Before you ask, yes, I did see Jake Gyllenhaal in the Village a couple weeks ago. Yes, it was the best moment of my life. And yes, I am a celebrity whore. So sue me! In my defense, as if I needed one, I have been head over heels in love with the man since 1999 when he so effortlessly portrayed the innocent and adorable Homer Hickam in October Sky.
Anyway, because I have a rent check every month that costs more than my undergrad degree, I can’t just casually sit around drinking coffee in the Village on Mondays looking for attractive celebrities to stalk. I go to work. But what should you wear to work? Walking around midtown doesn’t really answer that question. Those Downtown 6 train commuters generally don’t know what’s up in the fashion department (Evidence: Last summer I was wearing a kick ass turban – they were on trend then – and a woman forcibly stopped me to ask me why I was wearing such an ugly thing on my head). While I do value their opinions (not), I wouldn’t ask these people what to wear, ever.

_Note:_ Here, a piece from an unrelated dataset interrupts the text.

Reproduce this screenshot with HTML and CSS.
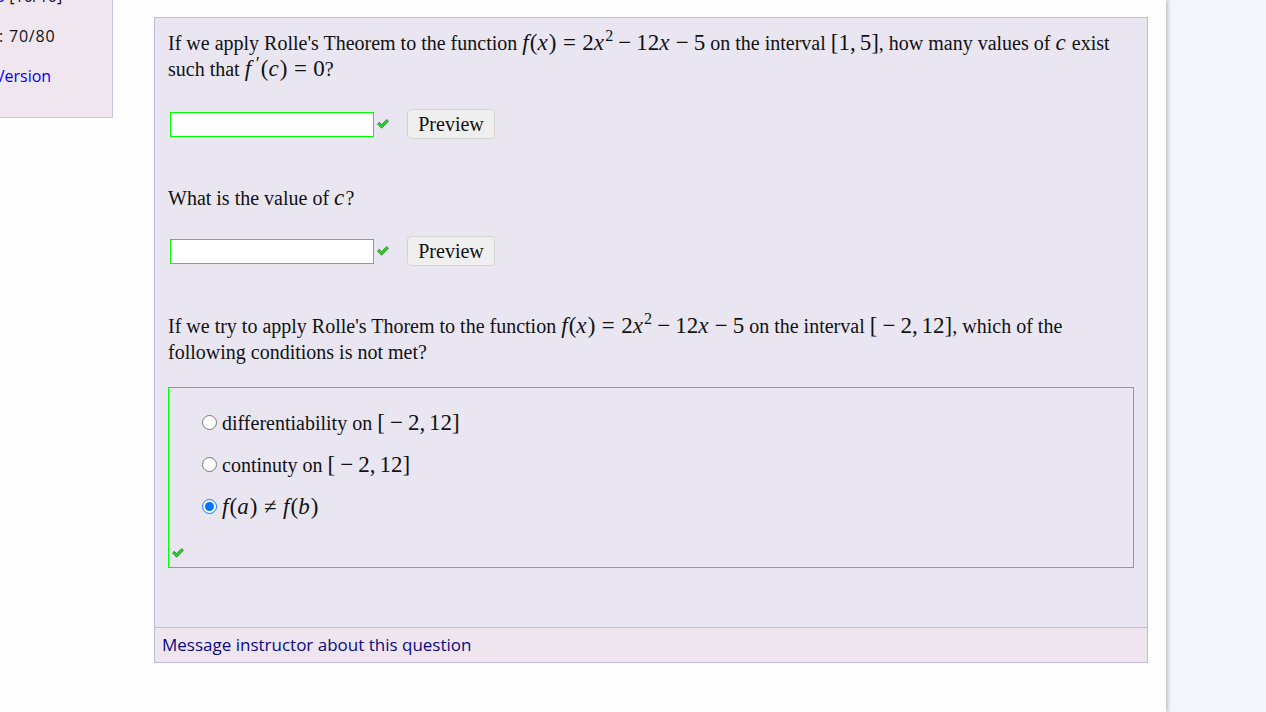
FILE: index.html
```html
<!DOCTYPE html>
<html>
<head>
<meta charset="utf-8">
<link rel="stylesheet" href="styles.css">
</head>
<body>
<div class="page">
  <aside class="sidebar">
    <div class="sline first"><a class="lnk">0</a> [10/10]</div>
    <div class="sline second">: 70/80</div>
    <div class="sline third"><a class="lnk">Version</a></div>
  </aside>
  <main class="qbox">
    <div class="qbody">
      <p class="qtext">If we apply Rolle's Theorem to the function <span class="m"><i>f</i>(<i>x</i>)<span class="rel">=</span>2<i>x</i><sup>2</sup><span class="bin">−</span>12<i>x</i><span class="bin">−</span>5</span> on the interval <span class="m">[1,<span class="sp"></span>5]</span>, how many values of <span class="m"><i>c</i></span> exist such that <span class="m"><i>f</i><span class="prime">′</span>(<i>c</i>)<span class="rel">=</span>0</span>?</p>
      <div class="answer">
        <input class="ans" type="text">
        <svg class="check" width="12" height="10" viewBox="0 0 12 10"><polygon points="0.5,5 2.3,3.3 4.6,5.6 9.8,0.5 11.5,2.2 4.6,9.2" fill="#33cc33" stroke="#138a13" stroke-width="0.8" stroke-linejoin="round"/></svg>
        <button class="preview">Preview</button>
      </div>
      <p class="qtext gap2">What is the value of <span class="m"><i>c</i></span>?</p>
      <div class="answer a2">
        <input class="ans" type="text">
        <svg class="check" width="12" height="10" viewBox="0 0 12 10"><polygon points="0.5,5 2.3,3.3 4.6,5.6 9.8,0.5 11.5,2.2 4.6,9.2" fill="#33cc33" stroke="#138a13" stroke-width="0.8" stroke-linejoin="round"/></svg>
        <button class="preview">Preview</button>
      </div>
      <p class="qtext gap3">If we try to apply Rolle's Thorem to the function <span class="m"><i>f</i>(<i>x</i>)<span class="rel">=</span>2<i>x</i><sup>2</sup><span class="bin">−</span>12<i>x</i><span class="bin">−</span>5</span> on the interval <span class="m">[<span class="bin">−</span>2,<span class="sp"></span>12]</span>, which of the following conditions is not met?</p>
      <fieldset class="choices">
        <label class="opt"><input type="radio" name="c1"><span class="otext">differentiability on <span class="m">[<span class="bin">−</span>2,<span class="sp"></span>12]</span></span></label>
        <label class="opt"><input type="radio" name="c1"><span class="otext">continuty on <span class="m">[<span class="bin">−</span>2,<span class="sp"></span>12]</span></span></label>
        <label class="opt"><input type="radio" name="c1" checked><span class="otext"><span class="m"><i>f</i>(<i>a</i>)<span class="rel">≠</span><i>f</i>(<i>b</i>)</span></span></label>
        <svg class="check fcheck" width="12" height="10" viewBox="0 0 12 10"><polygon points="0.5,5 2.3,3.3 4.6,5.6 9.8,0.5 11.5,2.2 4.6,9.2" fill="#33cc33" stroke="#138a13" stroke-width="0.8" stroke-linejoin="round"/></svg>
      </fieldset>
    </div>
    <div class="qfoot"><a class="msg">Message instructor about this question</a></div>
  </main>
</div>
<div class="rightpane"></div>
</body>
</html>
```
FILE: styles.css
```css
html, body {
  margin: 0;
  padding: 0;
}
body {
  display: flex;
  height: 712px;
  overflow: hidden;
  background: #f4f5fd;
  font-family: "Open Sans", "Lato", sans-serif;
}
.page {
  width: 1166px;
  flex: none;
  background: #fdfdfd;
  display: flex;
  align-items: flex-start;
  box-shadow: 2px 0 4px rgba(0, 0, 0, 0.22);
  z-index: 1;
}
.rightpane {
  flex: 1;
}
.sidebar {
  box-sizing: border-box;
  width: 113px;
  height: 138px;
  margin-top: -20px;
  background: #f0e6ef;
  border-right: 1px solid #c4c4e2;
  border-bottom: 1px solid #c4c4e2;
  padding-top: 6px;
  font-size: 16px;
  color: #111;
}
.sline {
  line-height: 20px;
  height: 20px;
  white-space: nowrap;
}
.sline.first { margin-left: -4px; }
.sline.second { margin-top: 20px; margin-left: -1px; letter-spacing: 0.8px; }
.sline.third { margin-top: 20px; margin-left: -5px; }
.lnk {
  color: #0000ee;
}
.qbox {
  box-sizing: border-box;
  width: 994px;
  margin-left: 41px;
  margin-top: 17px;
  background: #e9e6f1;
  border: 1px solid #bcbcdc;
}
.qbody {
  padding: 12px 13px 59px 13px;
  font-family: "Liberation Serif", "Times New Roman", serif;
  font-size: 20px;
  color: #111;
}
.qtext {
  margin: 0;
  line-height: 26px;
}
.m {
  font-size: 1.15em;
  line-height: 20px;
  white-space: nowrap;
}
.m i {
  font-style: italic;
  padding-right: 0.05em;
}
.m sup {
  font-size: 0.7em;
  vertical-align: 0;
  position: relative;
  top: -0.55em;
  line-height: 0;
}
.rel {
  margin: 0 0.28em;
}
.bin {
  margin: 0 0.22em;
}
.sp {
  display: inline-block;
  width: 0.17em;
}
.prime {
  font-size: 0.8em;
  vertical-align: 0.3em;
  line-height: 0;
  margin: 0 0.05em 0 0.2em;
}
.answer {
  display: flex;
  align-items: center;
  height: 30px;
  margin-top: 27px;
}
.answer.a2 {
  margin-top: 25px;
}
.gap2 {
  margin-top: 46px;
}
.gap3 {
  margin-top: 47px;
}
.ans {
  box-sizing: border-box;
  width: 204px;
  height: 25px;
  margin: 0 0 0 2px;
  border: 1px solid #00ff00;
  background: #fff;
  outline: none;
  padding: 0 4px;
}
.check {
  display: block;
  margin-left: 3px;
}
.preview {
  box-sizing: border-box;
  height: 30px;
  width: 88px;
  margin-left: 18px;
  padding: 0;
  background: #efefef;
  border: 1px solid #d4d4d4;
  border-radius: 4px;
  font-family: "Liberation Serif", "Times New Roman", serif;
  font-size: 20px;
  color: #111;
}
.choices {
  margin: 22px 0 0 0;
  padding: 14px 0 9px 0;
  border: 1px solid #00ff00;
  min-inline-size: 0;
}
.opt {
  display: flex;
  align-items: center;
  height: 42px;
  padding-left: 33px;
  white-space: nowrap;
}
.opt input {
  width: 15px;
  height: 15px;
  margin: 0 5px 0 0;
  position: relative;
  top: -1px;
}
.otext {
  line-height: 26px;
}
.fcheck {
  margin-top: 20px;
  margin-left: 3px;
}
.qfoot {
  box-sizing: border-box;
  height: 35px;
  border-top: 1px solid #bcbcdc;
  background: #efe5ef;
  padding-left: 7px;
  line-height: 34px;
  font-size: 17px;
}
.msg {
  color: #0a0a80;
}
```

(Glasses: Warby Parker, Blouse: Equipment, Vest: Theyskens’ Theory, Pants: Alexander Wang, Watch: Michael Kors)
I generally dress a little more untraditional at my office, but this outfit can transcend many a work environment. My job allows me a little more freedom in attire, but I always make sure to dress appropriately. I leave my tube tops and booty shorts at home. For my birthday, my grandparents bought me these Alex Wang pants which are possibly the best gift any girl could ask for in 2012. The deli man below my building agrees with me on the pants. 

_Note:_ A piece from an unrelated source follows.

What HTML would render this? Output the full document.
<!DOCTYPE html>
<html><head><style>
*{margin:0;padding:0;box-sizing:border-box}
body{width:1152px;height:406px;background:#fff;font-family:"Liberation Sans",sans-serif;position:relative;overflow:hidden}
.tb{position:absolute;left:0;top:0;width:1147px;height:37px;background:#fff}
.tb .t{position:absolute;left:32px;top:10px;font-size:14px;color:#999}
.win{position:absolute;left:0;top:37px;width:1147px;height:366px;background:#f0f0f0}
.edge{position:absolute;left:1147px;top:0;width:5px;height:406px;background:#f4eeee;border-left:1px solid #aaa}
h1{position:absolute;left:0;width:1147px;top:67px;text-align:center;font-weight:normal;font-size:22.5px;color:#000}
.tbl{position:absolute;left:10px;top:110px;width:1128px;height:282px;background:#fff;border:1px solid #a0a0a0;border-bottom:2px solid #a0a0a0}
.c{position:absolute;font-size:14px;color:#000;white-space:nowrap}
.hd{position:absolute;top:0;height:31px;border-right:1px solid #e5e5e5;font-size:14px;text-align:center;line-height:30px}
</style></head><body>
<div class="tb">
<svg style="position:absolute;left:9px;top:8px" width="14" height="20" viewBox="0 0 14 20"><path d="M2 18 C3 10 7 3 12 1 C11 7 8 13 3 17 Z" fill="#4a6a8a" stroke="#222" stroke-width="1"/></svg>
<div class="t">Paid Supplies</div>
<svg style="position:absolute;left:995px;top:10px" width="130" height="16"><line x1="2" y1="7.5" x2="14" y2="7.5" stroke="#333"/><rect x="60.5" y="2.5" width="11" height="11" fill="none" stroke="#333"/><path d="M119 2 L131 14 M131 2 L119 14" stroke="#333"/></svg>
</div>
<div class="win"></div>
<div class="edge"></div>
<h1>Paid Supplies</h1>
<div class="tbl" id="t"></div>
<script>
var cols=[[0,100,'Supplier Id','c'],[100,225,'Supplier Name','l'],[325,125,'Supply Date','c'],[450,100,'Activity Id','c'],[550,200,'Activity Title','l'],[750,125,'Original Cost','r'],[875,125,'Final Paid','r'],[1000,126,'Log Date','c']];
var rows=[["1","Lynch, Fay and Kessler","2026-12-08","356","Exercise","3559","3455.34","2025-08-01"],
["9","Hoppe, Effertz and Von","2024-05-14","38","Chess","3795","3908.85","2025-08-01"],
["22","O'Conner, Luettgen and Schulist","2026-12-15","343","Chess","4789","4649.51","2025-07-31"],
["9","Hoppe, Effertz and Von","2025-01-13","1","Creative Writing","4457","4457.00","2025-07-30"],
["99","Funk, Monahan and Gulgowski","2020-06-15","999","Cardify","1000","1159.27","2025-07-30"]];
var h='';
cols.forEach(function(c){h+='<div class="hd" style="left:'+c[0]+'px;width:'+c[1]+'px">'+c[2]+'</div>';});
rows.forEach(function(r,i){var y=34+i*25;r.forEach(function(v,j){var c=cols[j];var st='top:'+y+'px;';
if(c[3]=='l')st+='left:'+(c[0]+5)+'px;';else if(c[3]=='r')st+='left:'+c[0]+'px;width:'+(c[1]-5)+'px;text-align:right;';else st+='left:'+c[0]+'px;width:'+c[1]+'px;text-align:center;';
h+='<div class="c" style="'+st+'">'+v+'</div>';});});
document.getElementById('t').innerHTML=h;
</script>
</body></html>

As I have previously mentioned, I have a problem with Equipment tops and button downs. This is the first one I ever owned. I bought it on sale at a store in Kansas City last spring. This was before anyone in the Midwest knew what they were and I reaped the benefits (it was $70 and I was the only one who owned one at the time - I am still kicking myself for not buying seven more). I also have to make an announcement: Theyskens’ Theory knows how to make work shit look cool. This is a little mullet sweater vest that I wear year round. Sometimes (if I get a little crazy) I wear it without a shirt under it.

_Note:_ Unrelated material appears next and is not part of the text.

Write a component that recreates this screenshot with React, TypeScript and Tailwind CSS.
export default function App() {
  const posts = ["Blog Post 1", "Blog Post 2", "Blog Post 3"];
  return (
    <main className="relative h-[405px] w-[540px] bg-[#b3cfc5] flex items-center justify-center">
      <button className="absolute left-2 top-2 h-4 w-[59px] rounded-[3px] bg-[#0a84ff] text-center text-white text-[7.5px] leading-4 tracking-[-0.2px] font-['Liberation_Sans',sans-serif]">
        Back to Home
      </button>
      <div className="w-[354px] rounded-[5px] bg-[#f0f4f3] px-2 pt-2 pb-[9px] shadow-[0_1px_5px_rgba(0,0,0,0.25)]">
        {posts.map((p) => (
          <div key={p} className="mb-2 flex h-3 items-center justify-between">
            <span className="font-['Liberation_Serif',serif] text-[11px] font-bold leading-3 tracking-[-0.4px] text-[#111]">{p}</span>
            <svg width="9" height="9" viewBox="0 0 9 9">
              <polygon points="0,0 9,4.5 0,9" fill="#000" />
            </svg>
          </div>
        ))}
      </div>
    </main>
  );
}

I usually opt for heels, but last week I broke in some new 5 inchers and, quite honestly, my feet are bandaged and should not be on public display. I do posses a higher level of personal discretion, you should thank me. Flats are totally cool to wear, just please, don’t wear your Nikes with that pantsuit. Dear God! There are zero reasons for that (that goes for you too men of the city). I have these old Dolce Vita loafer things that are basically real life slippers and I kick it in these all around town. You should get some. They rock. Mine are actually about to fall apart but God help me if I won’t see them through until the end. For better or for worse. 
New grads, don’t let your office become a gateway to poor dressing and falling off the bandwagon. You are young, you are fun, and you can still shotgun a PBR like a champ at that office summer BBQ!